Chalkboard = Dinosaur

Fast forward to end of last week when I attended a brief on how to make civilian programs work for you. You, the commoner. 90 mins later, I returned to my office with motivation, a renewed purpose, and some homework. Operation phD! Using TA in conjunction with the GI Bill should result in a reasonably affordable degree in T-minus 3 years. Doable. I might even be able to maintain my sanity and a slight social life. As long as I can write papers while we talk. That’s normal, right?
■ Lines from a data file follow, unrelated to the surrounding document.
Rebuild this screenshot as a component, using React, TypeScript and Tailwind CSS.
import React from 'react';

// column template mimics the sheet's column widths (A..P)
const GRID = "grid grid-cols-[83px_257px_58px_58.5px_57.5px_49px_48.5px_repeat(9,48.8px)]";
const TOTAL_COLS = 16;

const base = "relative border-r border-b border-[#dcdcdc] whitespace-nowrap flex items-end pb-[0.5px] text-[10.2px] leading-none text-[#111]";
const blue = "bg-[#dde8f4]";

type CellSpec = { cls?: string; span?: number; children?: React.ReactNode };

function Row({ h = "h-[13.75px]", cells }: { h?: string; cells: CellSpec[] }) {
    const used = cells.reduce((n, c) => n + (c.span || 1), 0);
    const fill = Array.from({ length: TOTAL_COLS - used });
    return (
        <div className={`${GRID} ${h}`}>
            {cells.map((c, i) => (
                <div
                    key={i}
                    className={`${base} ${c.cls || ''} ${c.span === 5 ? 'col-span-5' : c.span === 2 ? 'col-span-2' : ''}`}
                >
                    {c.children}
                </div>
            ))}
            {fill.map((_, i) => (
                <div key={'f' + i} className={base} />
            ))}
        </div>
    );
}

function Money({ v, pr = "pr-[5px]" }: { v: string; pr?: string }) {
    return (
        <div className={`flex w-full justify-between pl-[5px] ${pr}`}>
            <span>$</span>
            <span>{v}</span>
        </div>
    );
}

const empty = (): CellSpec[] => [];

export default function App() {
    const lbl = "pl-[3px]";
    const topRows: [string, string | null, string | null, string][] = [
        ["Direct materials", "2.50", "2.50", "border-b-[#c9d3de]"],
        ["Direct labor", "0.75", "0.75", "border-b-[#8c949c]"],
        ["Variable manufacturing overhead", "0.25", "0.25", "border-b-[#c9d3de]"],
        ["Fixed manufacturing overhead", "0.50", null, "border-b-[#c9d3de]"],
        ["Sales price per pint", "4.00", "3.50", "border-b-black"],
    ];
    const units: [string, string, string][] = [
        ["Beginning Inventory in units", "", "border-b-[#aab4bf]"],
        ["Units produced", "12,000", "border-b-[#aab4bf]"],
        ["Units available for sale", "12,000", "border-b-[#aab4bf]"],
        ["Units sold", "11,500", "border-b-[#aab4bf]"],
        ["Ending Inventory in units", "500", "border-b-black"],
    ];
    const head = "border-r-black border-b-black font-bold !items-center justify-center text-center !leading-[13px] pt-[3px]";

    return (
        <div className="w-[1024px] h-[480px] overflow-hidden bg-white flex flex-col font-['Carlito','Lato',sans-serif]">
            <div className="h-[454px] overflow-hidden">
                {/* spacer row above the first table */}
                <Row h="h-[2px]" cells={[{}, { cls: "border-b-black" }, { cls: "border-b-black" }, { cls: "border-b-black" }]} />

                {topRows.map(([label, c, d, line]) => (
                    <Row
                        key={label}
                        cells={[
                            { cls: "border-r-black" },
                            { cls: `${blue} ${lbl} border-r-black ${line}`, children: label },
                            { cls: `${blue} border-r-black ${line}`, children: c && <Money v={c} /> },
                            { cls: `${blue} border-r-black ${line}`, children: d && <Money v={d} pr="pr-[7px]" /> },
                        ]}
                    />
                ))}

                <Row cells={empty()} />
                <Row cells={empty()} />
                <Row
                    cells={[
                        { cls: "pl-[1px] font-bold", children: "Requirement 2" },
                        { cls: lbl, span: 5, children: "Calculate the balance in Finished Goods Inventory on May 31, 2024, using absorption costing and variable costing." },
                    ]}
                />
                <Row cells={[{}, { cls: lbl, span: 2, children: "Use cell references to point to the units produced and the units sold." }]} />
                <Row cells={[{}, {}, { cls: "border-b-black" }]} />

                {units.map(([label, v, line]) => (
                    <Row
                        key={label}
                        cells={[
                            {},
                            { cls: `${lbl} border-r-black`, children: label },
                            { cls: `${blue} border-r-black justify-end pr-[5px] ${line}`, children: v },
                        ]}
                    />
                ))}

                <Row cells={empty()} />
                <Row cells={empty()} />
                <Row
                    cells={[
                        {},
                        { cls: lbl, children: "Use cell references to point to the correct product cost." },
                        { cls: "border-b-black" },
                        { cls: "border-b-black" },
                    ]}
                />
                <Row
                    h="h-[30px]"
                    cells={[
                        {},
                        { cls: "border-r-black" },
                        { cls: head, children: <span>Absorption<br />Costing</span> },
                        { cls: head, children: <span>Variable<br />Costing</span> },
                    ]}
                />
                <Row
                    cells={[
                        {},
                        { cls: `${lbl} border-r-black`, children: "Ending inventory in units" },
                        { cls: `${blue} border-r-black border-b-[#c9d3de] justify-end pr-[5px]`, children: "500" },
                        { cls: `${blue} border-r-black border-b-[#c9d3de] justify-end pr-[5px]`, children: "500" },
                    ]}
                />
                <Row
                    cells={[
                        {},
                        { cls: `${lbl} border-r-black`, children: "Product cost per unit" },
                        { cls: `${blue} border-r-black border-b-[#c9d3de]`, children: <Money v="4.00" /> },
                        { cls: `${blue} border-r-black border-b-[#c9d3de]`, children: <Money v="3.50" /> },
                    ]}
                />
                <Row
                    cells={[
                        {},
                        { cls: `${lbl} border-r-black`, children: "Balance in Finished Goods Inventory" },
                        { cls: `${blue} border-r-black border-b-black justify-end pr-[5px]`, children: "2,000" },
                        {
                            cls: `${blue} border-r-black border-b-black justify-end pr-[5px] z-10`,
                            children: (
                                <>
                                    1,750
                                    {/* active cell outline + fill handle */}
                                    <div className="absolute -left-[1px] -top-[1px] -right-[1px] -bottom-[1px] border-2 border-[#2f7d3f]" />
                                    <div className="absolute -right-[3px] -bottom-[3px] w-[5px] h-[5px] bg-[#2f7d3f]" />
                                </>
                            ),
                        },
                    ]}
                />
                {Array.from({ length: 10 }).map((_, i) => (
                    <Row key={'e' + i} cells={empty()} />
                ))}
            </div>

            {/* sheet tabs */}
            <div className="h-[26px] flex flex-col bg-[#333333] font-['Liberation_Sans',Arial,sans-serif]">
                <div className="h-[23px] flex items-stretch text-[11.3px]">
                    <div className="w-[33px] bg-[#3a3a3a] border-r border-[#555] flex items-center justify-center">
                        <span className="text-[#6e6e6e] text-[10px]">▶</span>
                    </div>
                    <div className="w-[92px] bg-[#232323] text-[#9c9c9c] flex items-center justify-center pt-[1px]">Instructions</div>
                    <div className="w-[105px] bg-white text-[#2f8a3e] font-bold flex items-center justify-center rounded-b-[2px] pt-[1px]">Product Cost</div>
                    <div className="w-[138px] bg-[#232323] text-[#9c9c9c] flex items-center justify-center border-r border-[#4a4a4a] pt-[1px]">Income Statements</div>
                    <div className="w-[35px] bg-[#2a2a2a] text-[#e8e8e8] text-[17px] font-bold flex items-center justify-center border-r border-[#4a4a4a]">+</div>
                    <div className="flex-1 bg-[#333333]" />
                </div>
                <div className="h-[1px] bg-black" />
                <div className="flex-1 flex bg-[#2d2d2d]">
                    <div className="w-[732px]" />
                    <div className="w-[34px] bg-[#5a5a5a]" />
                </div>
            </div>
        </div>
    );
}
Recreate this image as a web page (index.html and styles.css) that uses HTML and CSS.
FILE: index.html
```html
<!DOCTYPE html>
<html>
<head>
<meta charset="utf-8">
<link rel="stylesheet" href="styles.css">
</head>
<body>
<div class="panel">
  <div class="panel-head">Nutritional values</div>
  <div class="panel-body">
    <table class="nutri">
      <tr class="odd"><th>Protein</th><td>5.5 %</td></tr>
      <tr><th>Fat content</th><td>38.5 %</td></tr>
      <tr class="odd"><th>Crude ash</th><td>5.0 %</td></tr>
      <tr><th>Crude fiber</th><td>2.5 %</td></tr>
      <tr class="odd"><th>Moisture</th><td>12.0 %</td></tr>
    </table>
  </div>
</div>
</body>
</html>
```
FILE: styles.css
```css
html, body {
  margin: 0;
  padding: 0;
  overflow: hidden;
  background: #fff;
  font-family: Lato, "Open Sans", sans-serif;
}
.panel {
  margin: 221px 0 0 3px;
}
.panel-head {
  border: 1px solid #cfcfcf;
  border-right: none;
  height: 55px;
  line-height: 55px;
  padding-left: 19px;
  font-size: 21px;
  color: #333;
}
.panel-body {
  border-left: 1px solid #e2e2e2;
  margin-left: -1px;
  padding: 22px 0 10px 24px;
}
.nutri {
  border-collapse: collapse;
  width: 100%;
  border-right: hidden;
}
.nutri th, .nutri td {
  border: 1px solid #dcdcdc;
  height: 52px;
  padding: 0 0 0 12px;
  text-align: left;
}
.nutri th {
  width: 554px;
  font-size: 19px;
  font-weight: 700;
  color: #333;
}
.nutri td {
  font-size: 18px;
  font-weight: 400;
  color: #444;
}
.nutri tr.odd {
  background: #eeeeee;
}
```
I’ve chosen a school, a program, and am in the process of finagling funding. Making military service work for me. Honestly, when I joined the Navy, I didn’t think it would be useful for obtaining another degree. For some reason I was under the impression it wouldn’t pay for anything beyond a master’s and since I already had one it wouldn’t pay for a second either. During eval season it was difficult for me to show I was progressing professionally outside of the Navy because my points were already full. So I said I wanted to learn how to whistle. And it did not go over well. My goal is to finish in 3 years or less…I even timed it not to interfere with anyone else who may be graduating. No show-stealing. Even though I didn’t quite get going when I said I would (by the time mini is 5 – she’s now 6), this is a valid goal no matter her age. Or mine. She will still get to experience mommy’s rapidly increasing number of gray hairs. And long nights of writing. Welcome to adulthood, girlie!

school supplies

The last time I went to school was over 11 years ago. I’m one of those complete whackadoo’s who really miss school. I love it! My master’s program was fantastic. All we did was write so of course. The feeling of accomplishing a lengthy paper or assignment is like an adrenaline rush all over my body. It’s figuratively my drug of choice. Drugs are very expensive. So I’ve heard. Anyway. I remember switching careers a year into the master’s degree wondering why I thought that was a good idea. Not only did I have to learn a new job but I also had to find time to write double digit papers on a new schedule. No big moves on the horizon this time – in fact I’m hoping this is the final straw I need to progress in other places.

Alas, I still can’t whistle. But I’ll have “Dr.” before my name so who cares.

___________________

I ask you –

Who wants on my commencement guest list? Location: TBD.

Anyone interested in volunteering to teach me how to whistle?

Tell me your highest level of education! I want to share in your accomplishments.